AIM:
Output a single figure: the number of lines in which the word "styles" appears.

---------- DATA

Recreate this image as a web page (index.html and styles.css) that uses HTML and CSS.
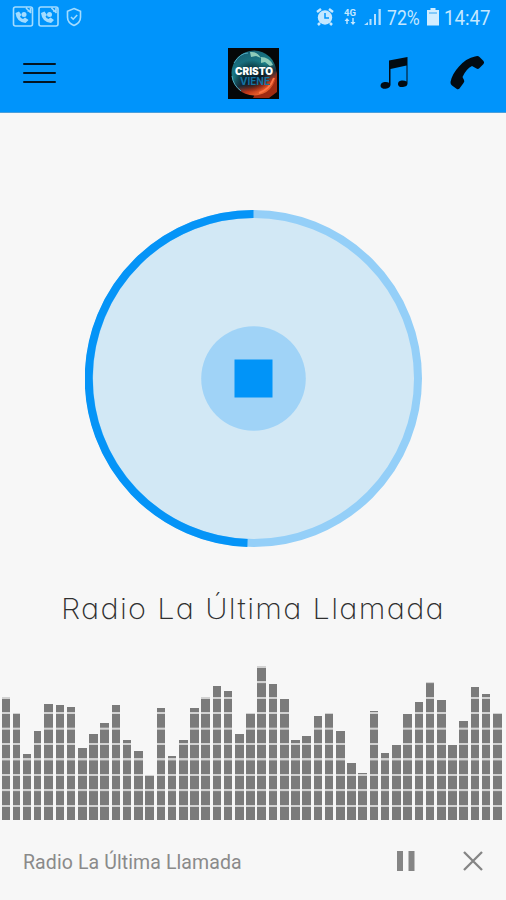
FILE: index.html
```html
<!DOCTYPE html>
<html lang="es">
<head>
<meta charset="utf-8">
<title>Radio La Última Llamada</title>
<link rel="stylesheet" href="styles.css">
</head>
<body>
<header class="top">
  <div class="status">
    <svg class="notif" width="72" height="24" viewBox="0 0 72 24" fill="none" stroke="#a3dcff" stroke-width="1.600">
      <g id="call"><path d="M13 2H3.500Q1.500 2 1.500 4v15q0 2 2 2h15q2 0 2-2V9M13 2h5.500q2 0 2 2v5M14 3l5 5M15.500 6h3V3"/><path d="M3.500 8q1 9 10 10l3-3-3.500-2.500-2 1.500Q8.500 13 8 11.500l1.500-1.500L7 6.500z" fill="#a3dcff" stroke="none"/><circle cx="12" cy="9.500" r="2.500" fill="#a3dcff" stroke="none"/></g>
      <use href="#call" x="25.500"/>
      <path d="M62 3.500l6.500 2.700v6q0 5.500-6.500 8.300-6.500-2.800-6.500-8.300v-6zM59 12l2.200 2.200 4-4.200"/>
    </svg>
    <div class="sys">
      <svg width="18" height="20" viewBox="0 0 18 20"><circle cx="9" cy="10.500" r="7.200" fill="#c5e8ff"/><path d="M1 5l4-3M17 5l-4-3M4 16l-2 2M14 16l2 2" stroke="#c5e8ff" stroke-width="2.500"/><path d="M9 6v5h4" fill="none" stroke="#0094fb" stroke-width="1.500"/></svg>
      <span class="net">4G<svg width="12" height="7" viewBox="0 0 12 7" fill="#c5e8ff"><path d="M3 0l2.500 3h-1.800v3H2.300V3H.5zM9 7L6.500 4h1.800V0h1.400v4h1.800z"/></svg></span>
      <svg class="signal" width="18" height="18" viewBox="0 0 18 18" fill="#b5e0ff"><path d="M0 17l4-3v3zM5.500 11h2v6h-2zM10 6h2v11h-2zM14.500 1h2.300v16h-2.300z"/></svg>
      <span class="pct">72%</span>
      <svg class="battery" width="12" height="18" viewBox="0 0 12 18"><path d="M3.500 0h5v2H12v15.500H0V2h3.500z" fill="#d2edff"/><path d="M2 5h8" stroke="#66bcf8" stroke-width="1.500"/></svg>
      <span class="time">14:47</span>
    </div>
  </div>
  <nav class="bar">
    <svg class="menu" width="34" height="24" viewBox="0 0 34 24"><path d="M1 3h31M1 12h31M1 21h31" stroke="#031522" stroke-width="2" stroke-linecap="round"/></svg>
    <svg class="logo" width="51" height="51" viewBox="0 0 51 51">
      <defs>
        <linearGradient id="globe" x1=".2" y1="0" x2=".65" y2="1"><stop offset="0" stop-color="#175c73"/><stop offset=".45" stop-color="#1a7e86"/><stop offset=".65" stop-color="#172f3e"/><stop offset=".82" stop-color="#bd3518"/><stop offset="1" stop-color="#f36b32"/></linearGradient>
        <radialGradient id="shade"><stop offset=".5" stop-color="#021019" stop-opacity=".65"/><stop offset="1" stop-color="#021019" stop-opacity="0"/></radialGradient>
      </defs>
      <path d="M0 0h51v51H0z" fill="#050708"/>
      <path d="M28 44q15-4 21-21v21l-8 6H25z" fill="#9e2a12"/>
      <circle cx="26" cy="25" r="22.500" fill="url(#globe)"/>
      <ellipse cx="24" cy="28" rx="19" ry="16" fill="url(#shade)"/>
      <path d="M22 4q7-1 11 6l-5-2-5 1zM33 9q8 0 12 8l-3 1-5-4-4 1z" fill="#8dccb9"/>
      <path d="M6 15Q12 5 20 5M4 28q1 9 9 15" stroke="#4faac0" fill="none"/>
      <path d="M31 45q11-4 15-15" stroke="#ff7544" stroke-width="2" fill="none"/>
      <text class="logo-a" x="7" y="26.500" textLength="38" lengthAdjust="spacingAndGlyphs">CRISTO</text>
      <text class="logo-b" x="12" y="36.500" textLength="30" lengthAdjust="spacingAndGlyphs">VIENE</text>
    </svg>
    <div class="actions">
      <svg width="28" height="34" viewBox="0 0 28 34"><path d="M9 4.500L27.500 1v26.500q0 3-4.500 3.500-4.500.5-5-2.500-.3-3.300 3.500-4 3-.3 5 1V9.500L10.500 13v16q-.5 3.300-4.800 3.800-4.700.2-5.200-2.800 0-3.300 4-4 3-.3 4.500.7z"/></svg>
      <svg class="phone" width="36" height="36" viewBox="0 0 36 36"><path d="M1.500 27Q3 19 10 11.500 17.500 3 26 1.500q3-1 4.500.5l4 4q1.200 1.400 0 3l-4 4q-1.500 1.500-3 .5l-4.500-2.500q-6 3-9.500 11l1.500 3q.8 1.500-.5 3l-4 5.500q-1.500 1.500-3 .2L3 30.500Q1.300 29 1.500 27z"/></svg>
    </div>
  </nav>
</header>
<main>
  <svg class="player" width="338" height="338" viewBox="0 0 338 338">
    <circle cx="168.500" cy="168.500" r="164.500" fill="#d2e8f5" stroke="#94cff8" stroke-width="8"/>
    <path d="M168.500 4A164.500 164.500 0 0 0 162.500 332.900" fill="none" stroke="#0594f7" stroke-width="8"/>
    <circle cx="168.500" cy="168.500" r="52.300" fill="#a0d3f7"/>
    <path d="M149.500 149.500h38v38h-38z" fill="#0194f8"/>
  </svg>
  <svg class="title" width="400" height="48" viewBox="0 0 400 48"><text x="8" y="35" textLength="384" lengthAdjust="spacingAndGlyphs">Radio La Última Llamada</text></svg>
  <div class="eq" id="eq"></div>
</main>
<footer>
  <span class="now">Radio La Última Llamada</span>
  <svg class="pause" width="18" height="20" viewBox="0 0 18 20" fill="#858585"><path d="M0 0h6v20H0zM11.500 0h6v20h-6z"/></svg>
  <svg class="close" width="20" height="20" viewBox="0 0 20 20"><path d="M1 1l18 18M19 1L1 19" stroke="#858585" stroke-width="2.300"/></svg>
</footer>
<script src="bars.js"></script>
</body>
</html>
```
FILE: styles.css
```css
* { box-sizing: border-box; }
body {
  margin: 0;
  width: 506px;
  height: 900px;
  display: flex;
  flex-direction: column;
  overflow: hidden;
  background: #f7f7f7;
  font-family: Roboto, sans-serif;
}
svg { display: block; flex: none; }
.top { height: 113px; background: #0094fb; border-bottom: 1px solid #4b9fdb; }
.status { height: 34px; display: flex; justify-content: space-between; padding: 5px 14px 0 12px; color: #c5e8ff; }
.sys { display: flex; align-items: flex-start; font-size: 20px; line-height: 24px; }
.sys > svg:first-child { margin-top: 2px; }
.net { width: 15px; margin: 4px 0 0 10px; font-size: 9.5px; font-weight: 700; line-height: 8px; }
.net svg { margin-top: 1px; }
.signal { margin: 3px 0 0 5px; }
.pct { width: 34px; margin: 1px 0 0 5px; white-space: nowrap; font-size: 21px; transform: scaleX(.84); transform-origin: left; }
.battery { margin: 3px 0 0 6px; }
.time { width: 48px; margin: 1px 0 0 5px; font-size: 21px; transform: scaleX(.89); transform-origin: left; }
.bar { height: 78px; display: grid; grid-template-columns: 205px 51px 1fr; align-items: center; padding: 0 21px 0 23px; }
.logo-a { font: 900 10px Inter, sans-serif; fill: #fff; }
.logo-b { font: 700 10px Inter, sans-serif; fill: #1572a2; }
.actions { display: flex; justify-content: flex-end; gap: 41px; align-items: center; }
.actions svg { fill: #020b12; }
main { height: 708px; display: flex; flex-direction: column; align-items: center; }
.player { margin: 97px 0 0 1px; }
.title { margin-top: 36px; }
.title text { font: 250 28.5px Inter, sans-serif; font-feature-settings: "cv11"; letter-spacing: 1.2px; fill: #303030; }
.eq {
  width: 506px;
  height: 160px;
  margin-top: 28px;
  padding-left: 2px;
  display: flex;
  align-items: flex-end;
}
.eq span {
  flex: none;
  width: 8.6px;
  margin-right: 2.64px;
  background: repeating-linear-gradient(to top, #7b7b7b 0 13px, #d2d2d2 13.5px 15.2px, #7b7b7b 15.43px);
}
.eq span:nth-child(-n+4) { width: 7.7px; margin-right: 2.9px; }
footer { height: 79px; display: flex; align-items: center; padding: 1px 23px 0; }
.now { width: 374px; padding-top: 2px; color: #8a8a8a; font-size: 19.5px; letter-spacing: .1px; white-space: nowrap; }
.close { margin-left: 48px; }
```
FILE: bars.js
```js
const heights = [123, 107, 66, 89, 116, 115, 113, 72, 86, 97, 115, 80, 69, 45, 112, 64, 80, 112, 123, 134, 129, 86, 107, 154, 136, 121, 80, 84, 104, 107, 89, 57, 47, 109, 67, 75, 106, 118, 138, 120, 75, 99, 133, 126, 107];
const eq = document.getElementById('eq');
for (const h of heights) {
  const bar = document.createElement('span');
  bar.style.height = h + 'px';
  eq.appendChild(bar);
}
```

--------------------

TASK ANSWER:
3